As a former Ethur member of an LDU recalled: “The people in the community never had guns, but the [Jie] warriors had guns, so that made me decide to join the paramilitaries to acquire guns to fight back.”
In 2004, relations reached a new low. The Ugandan army – known as the Uganda Peoples’ Defence Force (UPDF) – was working to disarm the Jie and other pastoralists in Karamoja. To support their efforts, they deployed some Ethur LDUs from Abim district to Kotido district, where many Jie were refusing to surrender their weapons. Here, long-standing animosities came to the fore.
In one particularly gruesome incident in October 2006, Ethur paramilitaries took part in the killing of Jie civilians in the parish of Lopuyo when a routine cordon-and-search operation went awry. Some LDU personnel there at the time recall being ordered to fire on fleeing civilians and claim that UPDF troops shot at people seeking refuge inside a building. Human Rights Watch estimated that 48 Jie civilians were killed in the attack and that at least 1,133 people were left homeless. After the incident, one Ethur LDU – known as the Yankee Battalion – was reportedly disbanded over the atrocities its troops were alleged to have committed.
Memories and fears
The spectre of this violence continues to loom large in Jie communities. Some Jie men have also joined LDUs, but relations with Ethur colleagues are poor. As one Ethur fighter said: “They have never forgotten. For example, when you’re on a drinking spree, even with your colleagues while in uniform…they will mention one of your relatives whom they killed…There’s no trust between us and the other LDUs there.”
Many Ethur LDUs similarly continue to hold negative stereotypes of Jie herders. For instance, one paramilitary suggested that all Jie should be barred from Abim district, “because during the dry seasons when they come, when they are going back, they always steal the animals and go along with them.”
These sentiments are not lost on a Jie kraal leader who goes by the pseudonym Lokol. He said that LDUs in Abim treat herders with extreme prejudice during their dry season migrations. In recent years, local authorities – backed up by local paramilitaries – have placed harsh restrictions on Jie herdsmen searching for pasture. But their actions can go further than just preventing herders access.

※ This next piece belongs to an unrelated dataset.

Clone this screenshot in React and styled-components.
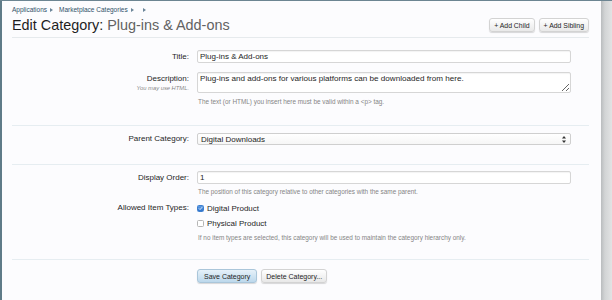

“Sometimes we find that these [paramilitaries], when we take our animals out for grazing, go to our empty kraals…and they burn them as a way of intimidating the Jie so that the Jie go back to [Kotido],” said Lokol. “Sometimes, when they find that the Jie have taken their animals for grazing, they can begin shooting at people. Then, when people run away, they take all the animals back to the barracks of the LDUs.”
In the wake of such incidents, Jie herdsmen are increasingly considering rearming. “If we keep coming back from Abim after having lost animals and after our shepherds are wounded or killed, we will have to kill [the paramilitaries] in order to get the guns [to defend ourselves],” suggested Lokol.
Politicising LDUs
Local politics have not helped to ease tensions in Karamoja. In fact, some politicians have found that exploiting memories of violence and employing the language of ethnic chauvinism can be an effective vote-winner.
One local politician in Abim district, for instance, clearly sided with one community. “The Ethur are very peaceful people,” he said. “They can only stand to defend themselves…against the raiding activities of the Jie. All these accusations are just finding loopholes and chances for pointing fingers at the Ethur.”
The government’s policy of decentralisation, which has seen the number of administrative districts in the country triple since 1997, has also contributed to the politicisation of local rivalries. Many new districts – such as Abim in 2006 – have been created along ethnic lines. And some residents view LDUs as partisan defenders of their ethnic groups. As a local politician said of the paramilitary groups following the establishment of the district: “It’s much better for people who are common in language…and cultural identity to defend their own territories, so the boundaries can be stronger than ever.”
Rather than seeing the role of LDUs as enforcing the law impartially in a pluralistic state, many politicians see them as tools in intercommunal political struggles. This attitude is shared by many LDUs themselves. One Ethur paramilitary explained that he takes more pride in being a son of the soil of Abim district than a citizen of Uganda, “because it’s here in [Abim] that my umbilical cord and placenta were cut and buried.”
Achieving peace
Karamoja faces an array of challenges in building a sustainable peace: the legacies of past conflict, climate change, political rivalries, and the threat of renewed violence. Local media have also recently reported that LDUs within pastoralist communities in Karamoja have been accused of hiring out their weapons to local raiders. Nonetheless, many local communities – from traditional councils of elders to civil society organisations – are working tirelessly to achieve this peace.
The Ugandan government must also find a way to balance the need for security with intercommunal peace and reconciliation. It has many tools it can utilise but the deployment of LDUs – which are products of the very historical, cultural and political milieu they are tasked with policing – is one that may do more harm than good.
As one Abim district politician advised: “We need to look at Uganda as a country, not just as a collection of tribes.” And as one Jie peace activist warned: “Instead of sowing the seeds of reconciliation, unity and national interest, we are busy sowing the seeds of divisionism.”